The main inflation continued to remain below the ECB target level "less than, but close to 2 percent".
Commenting on the results, Bert Culligan, ING economist, said, "With the rise in unemployment expected to continue in the coming months and production remains well below the fourth quarter levels of 2019 for a long time to come, it is unlikely that inflation will move anywhere near the ECB target, which is less than 2 percent, in the short term”. Excluding food, alcohol and tobacco, core inflation slowed slightly to 0.8 percent from 0.9 percent in May. The rate was in line with expectations.

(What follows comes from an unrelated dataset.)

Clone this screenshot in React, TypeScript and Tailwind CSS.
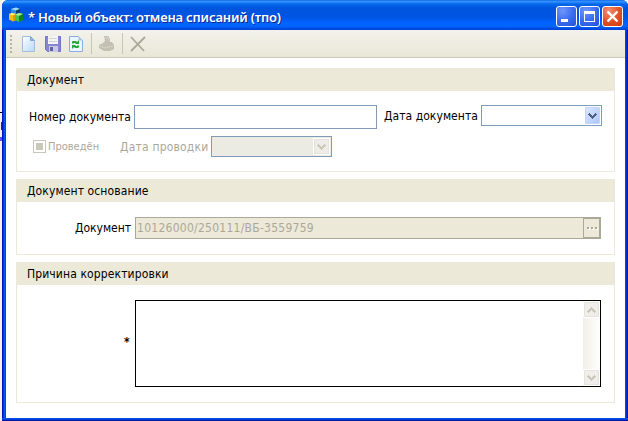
import type { ReactNode } from 'react';

const uiFont = "font-['DejaVu_Sans_Condensed','DejaVu_Sans',sans-serif] [font-stretch:condensed]";

function Group({ title, className, children }: { title: string; className: string; children: ReactNode }) {
  return (
    <section className={`border border-[#ece9d8] ${className}`}>
      <h2 className="flex h-[22px] items-center bg-[#ece9d8] pl-[10px] text-[12px] leading-none tracking-[0.12px]">
        <span>{title}</span>
      </h2>
      {children}
    </section>
  );
}

function Chevron({ color, up = false }: { color: string; up?: boolean }) {
  return (
    <svg width="9" height="6" viewBox="0 0 9 6" className={up ? 'rotate-180' : ''} shapeRendering="crispEdges">
      <path d="M1 0h1v1H1zM7 0h1v1H7zM0 1h3v1H0zM6 1h3v1H6zM1 2h3v1H1zM5 2h3v1H5zM2 3h5v1H2zM3 4h3v1H3zM4 5h1v1H4z" fill={color} />
    </svg>
  );
}

function Combo({ disabled = false }: { disabled?: boolean }) {
  return (
    <div className={`flex h-[21px] w-[121px] justify-end border border-[#7f9db9] p-px ${disabled ? 'bg-[#ebebe4]' : 'bg-white'}`}>
      <button
        className={`flex items-center justify-center border ${
          disabled
            ? 'w-[17px] border-white bg-[#edece6] shadow-[inset_0_0_0_1px_#e4e3db]'
            : 'w-[15px] rounded-[1px] border-[#c3d3fd] bg-linear-to-br from-[#dbe6ff] to-[#adc6f7]'
        }`}
      >
        <Chevron color={disabled ? '#c9c7ba' : '#4d6185'} />
      </button>
    </div>
  );
}

function ScrollButton({ up = false }: { up?: boolean }) {
  return (
    <button className="flex h-[17px] w-[17px] items-center justify-center rounded-[2px] border border-white bg-[#efeee8] shadow-[inset_0_0_0_1px_#e5e4dc]">
      <Chevron color="#c9c7ba" up={up} />
    </button>
  );
}

function AppIcon() {
  return (
    <svg width="16" height="16" viewBox="0 0 16 16">
      <path d="M3 2l5-1.500L12 2v6l-4 2-5-2z" fill="#2f8be6" />
      <path d="M3 2l5-1.500L12 2 8 3.500z" fill="#9bdcff" />
      <path d="M8 3.500L12 2v6l-4 2z" fill="#103c78" />
      <path d="M1 7l3-1 4 1v6l-3 1.500-4-2z" fill="#f5bc18" />
      <path d="M1 7l3-1 4 1-3 1.500z" fill="#fff08a" />
      <path d="M5 8.500L8 7v6l-3 1.500z" fill="#d99a0c" />
      <path d="M7 7.500L11 6l4 1v6l-4 2-4-2z" fill="#4cc447" />
      <path d="M7 7.500L11 6l4 1-4 2z" fill="#a7ee86" />
      <path d="M11 9l4-2v6l-4 2z" fill="#138225" />
    </svg>
  );
}

function NewIcon() {
  return (
    <svg width="16" height="18" viewBox="0 0 16 18">
      <defs>
        <linearGradient id="page" x2="1" y2="1">
          <stop stopColor="#fff" />
          <stop offset="1" stopColor="#b6daf8" />
        </linearGradient>
      </defs>
      <path d="M1.500 1.500h8l4 4v11h-12z" fill="url(#page)" stroke="#a3bcdc" />
      <path d="M9.500 1.500v4h4z" fill="#8fbae8" stroke="#7ea8d8" />
    </svg>
  );
}

function SaveIcon() {
  return (
    <svg width="16" height="16" viewBox="0 0 16 16">
      <path d="M.5.5h15v15h-13l-2-2z" fill="#8585d4" stroke="#7474c2" />
      <path d="M3 0h10v8H3z" fill="#f4f4f5" />
      <path d="M4 2.500h8M4 5.500h8" stroke="#d5d5d8" />
      <path d="M4 10h9v6H4z" fill="#c9c9de" />
      <path d="M5 11h3v4H5z" fill="#6060ae" />
    </svg>
  );
}

function RefreshIcon() {
  return (
    <svg width="14" height="16" viewBox="0 0 14 16">
      <path d="M.5.5h9l4 4v11H.5z" fill="#eaf5ff" stroke="#8cabe0" />
      <path d="M10 1v3h3z" fill="#bad5f2" stroke="#a3bfe6" />
      <path d="M3 7.500V6q0-1 1-1h3l1 1 2-2v4H6l1-1H5v.5z" fill="#24a83c" />
      <path d="M10 9.500h-2v.5H6l1-1H3v4l2-2 1 1h2q2 0 2-1z" fill="#24a83c" />
    </svg>
  );
}

function PrintIcon() {
  return (
    <svg width="16" height="16" viewBox="0 0 16 16">
      <path d="M5 0h4l2 3v3h2l2 3v4l-4 2H5l-5-3V9l4-2 2-2z" fill="#c3c0b2" />
      <path d="M6 2h3l1 3M1 10l5 2 8-2" fill="none" stroke="#d8d5c8" />
    </svg>
  );
}

const captionButton = 'flex h-[21px] w-[21px] items-center justify-center rounded-[3px] border border-white';
const blueButton = 'bg-[radial-gradient(circle_at_30%_20%,#6f96fb,#3c6df0_50%,#1f50d8)]';

export default function App() {
  return (
    <div className={`flex h-[421px] w-[628px] overflow-hidden bg-white text-[12px] leading-none text-black ${uiFont}`}>
      <div className="flex w-[2px] shrink-0 flex-col bg-[#f4f2e8]">
        <div className="mt-[112px] h-px bg-black" />
        <div className="mt-[9px] h-[8px] w-px self-end bg-[#303030]" />
        <div className="mt-[7px] h-[4px] bg-[#5757d5]" />
      </div>
      <main className="flex w-[626px] flex-col overflow-hidden rounded-t-[6px] bg-[linear-gradient(90deg,#0014c7_0_1px,#0831d9_1px_2px,#005bed_2px_3px,#0046e3_3px_4px,#0046e3_624px,#0019b5_625px)]">
        <header className="flex h-[30px] shrink-0 items-center bg-[linear-gradient(180deg,#0058e6_0,#3a93ff_1px,#288eff_2px,#0568ed_4px,#0055dd_8px,#0054e3_17px,#0061fc_22px,#0066ff_26px,#0054e8_28px,#003dd7_30px)] pl-[6px] pr-[5px]">
          <AppIcon />
          <h1 className="mt-[4px] ml-[4px] flex-1 whitespace-nowrap font-['Noto_Sans',sans-serif] text-[13px] font-semibold leading-none tracking-[-0.19px] text-white [text-shadow:1px_1px_#08298e]">
            * Новый объект: отмена списаний (тпо)
          </h1>
          <div className="mt-[3px] flex gap-[2px]">
            <button className={`${captionButton} ${blueButton}`}>
              <span className="mt-[8px] mr-[4px] h-[3px] w-[7px] bg-white" />
            </button>
            <button className={`${captionButton} ${blueButton}`}>
              <span className="h-[11px] w-[11px] border border-t-[3px] border-white" />
            </button>
            <button className={`${captionButton} bg-[radial-gradient(circle_at_30%_20%,#f09070,#e04f25_55%,#c8400f)]`}>
              <svg width="11" height="11" viewBox="0 0 11 11">
                <path d="M.5.5l10 10M10.500.5l-10 10" stroke="white" strokeWidth="2.300" />
              </svg>
            </button>
          </div>
        </header>

        <div className="ml-[4px] flex h-[388px] w-[619px] flex-col bg-white">
          <nav className="flex h-[28px] shrink-0 items-center border-b border-[#cbc8b7] bg-linear-to-b from-[#f3f2ec] to-[#e9e7d6] pl-[4px]">
            <div className="mr-[9px] flex flex-col gap-[2px]">
              {[0, 1, 2, 3, 4].map((dot) => (
                <span key={dot} className="h-[2px] w-[2px] bg-[#b5b3a6]" />
              ))}
            </div>
            <NewIcon />
            <span className="ml-[8px]"><SaveIcon /></span>
            <span className="ml-[8px]"><RefreshIcon /></span>
            <span className="ml-[8px] h-[21px] w-px bg-[#c8c5b2]" />
            <span className="ml-[7px]"><PrintIcon /></span>
            <span className="ml-[7px] h-[21px] w-px bg-[#c8c5b2]" />
            <svg className="ml-[7px]" width="16" height="16" viewBox="0 0 16 16">
              <path d="M1 1l13 14M15 1L1 15" stroke="#aaa89a" strokeWidth="1.800" />
            </svg>
          </nav>

          <div className="flex flex-col gap-[7px] pt-[10px] pl-[10px]">
            <Group title="Документ" className="h-[104px] w-[599px]">
              <div className="flex h-[38px] items-start pt-[14px] pl-[12px]">
                <label className="w-[105px] pt-[6px] whitespace-nowrap tracking-[0.03px]">Номер документа</label>
                <input className="h-[24px] w-[243px] border border-[#7f9db9] bg-white" />
                <label className="ml-[7px] w-[97px] pt-[5px] whitespace-nowrap tracking-[0.06px]">Дата документа</label>
                <Combo />
              </div>
              <div className="flex items-start pt-[7px] pl-[16px] text-[#aca899]">
                <span className="mt-[4px] flex h-[13px] w-[13px] items-center justify-center border border-[#cac8bb]">
                  <span className="h-[7px] w-[7px] bg-[#cac8bb]" />
                </span>
                <label className="ml-[2px] w-[72px] pt-[5px] whitespace-nowrap text-[11px]">Проведён</label>
                <label className="w-[91px] pt-[5px] whitespace-nowrap tracking-[0.2px]">Дата проводки</label>
                <Combo disabled />
              </div>
            </Group>

            <Group title="Документ основание" className="h-[76px] w-[599px]">
              <div className="flex items-start pt-[15px] pl-[58px]">
                <label className="w-[60px] pt-[5px] whitespace-nowrap">Документ</label>
                <div className="flex h-[22px] w-[466px] border border-[#aca899] bg-[#ece9d8] text-[#aca899]">
                  <span className="flex-1 pt-[4px] pl-px whitespace-nowrap tracking-[0.26px]">10126000/250111/ВБ-3559759</span>
                  <button className="flex w-[17px] items-center justify-center gap-[2px] border border-[#aca899]">
                    {[0, 1, 2].map((dot) => (
                      <span key={dot} className="h-[2px] w-[2px] bg-[#aca899] shadow-[1px_1px_white]" />
                    ))}
                  </button>
                </div>
              </div>
            </Group>

            <Group title="Причина корректировки" className="h-[141px] w-[599px]">
              <div className="flex items-start pt-[15px] pl-[107px]">
                <label className="w-[11px] pt-[36px] font-bold">*</label>
                <div className="flex h-[87px] w-[466px] border border-black bg-white">
                  <textarea className="min-w-0 flex-1 resize-none bg-white" />
                  <div className="flex w-[17px] flex-col justify-between bg-linear-to-r from-[#f1f0ea] to-[#fefefb]">
                    <ScrollButton up />
                    <ScrollButton />
                  </div>
                </div>
              </div>
            </Group>
          </div>
        </div>
        <div className="h-[3px] shrink-0 bg-[linear-gradient(180deg,#004fe6_0_1px,#0038db_1px_2px,#0019a5_2px)]" />
      </main>
    </div>
  );
}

Jack Allen Reynolds, economist at Capital Economics, said the increase in headline inflation is entirely due to higher energy inflation, while the base rate has fallen and is likely to decline further over the rest of the year. On a monthly basis, the harmonized index of consumer prices rose 0.3 percent in June. Among the four major economies, coordinated inflation in Germany rebounded to 0.8 percent from 0.5 percent in May. On the other hand, French inflation slowed to 0.1 percent in June, the lowest level since May 2016, from 0.4 percent in May. Spain prices fell at a slower pace of 0.3 percent after dropping by 0.9 percent, while the Italian HICP index fell by a faster rate of 0.4 percent, after falling by 0.3 percent.
According to the technical analysis of the pair: There is no change in my technical view of the EUR/USD pair, bears’ control is still the strongest, and moving around and below the 1.1200 support will increase the downward pressure on the pair to move towards stronger support levels, with the closest ones are currently 1.1165 and 1.1080 respectively. On the upside, the 1.1400 resistance is still the key to the strength of the bullish momentum and the reversal of the current performance. The second wave of the Corona epidemic was in favor of the US dollar, a safe haven of choice for investors since the crisis began.
As for the economic calendar data today: From Germany, retail sales and the change in unemployment will be announced, along with a reading of the Industrial Purchasing Managers' Index for the Eurozone economies. During the American session, the ADP survey to measure the change in US nonfarm payrolls will be announced, along with the ISM Manufacturing PMI reading, then the content of the Federal Reserve Bank minutes for their last meeting.